The main prior ingredients needed for this work span several areas of mathematics and computer science:
- Optimal Transport Theory: Fundamental concepts such as push-forward measures, the Monge-Kantorovich duality, Wasserstein distances (especially W2), and the properties of optimal transport plans and barycentric maps are central. Works by Villani, Santambrogio, and Ambrosio form the theoretical backbone.
- Calculus of Variations: The direct method of calculus of variations is a primary tool for proving the existence of minimizers, relying on properties like coercivity, lower semi-continuity, and compactness arguments (e.g., Arzelà-Ascoli theorem).

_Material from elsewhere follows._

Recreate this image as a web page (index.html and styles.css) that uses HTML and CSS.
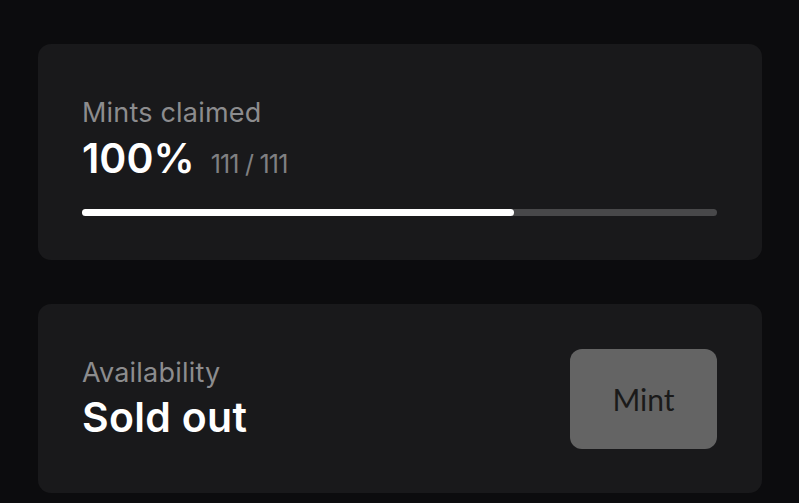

- Functional Analysis: Concepts of L-Lipschitz functions are crucial for defining the constrained function class G. Reproducing Kernel Hilbert Spaces (RKHS) provide a specific function space for one of the numerical methods, utilizing their reproducing property.
- Convex Analysis: The properties of convex functions, particularly strongly convex ones, and their gradients are extensively used to define and analyze a specific, well-behaved class of constrained maps.
- Optimization Theory: The work relies on:
- Alternating Minimization: A standard iterative optimization technique.
- Gradient Descent and Stochastic Gradient Descent (SGD): Foundational algorithms for minimizing objective functions, adapted for non-convex and non-smooth settings.
- Non-smooth Non-convex Optimization: Advanced theory concerning Clarke sub-gradients and semi-algebraic functions (e.g., works by Bolte, Pauwels) is essential for proving convergence guarantees for SGD in complex settings like neural networks.
- Quadratic Programming: Used to solve the sub-problems arising from the gradients of convex functions class.
- Numerical Optimal Transport: The implementation of the proposed algorithms leverages existing discrete OT solvers (e.g., Sinkhorn algorithm, network simplex method) to compute transport costs and plans efficiently.
- Probability Theory: Concepts of probability distributions, empirical measures, and their manipulations (e.g., quantile functions, conditional expectation) are fundamental for defining and analyzing the problem.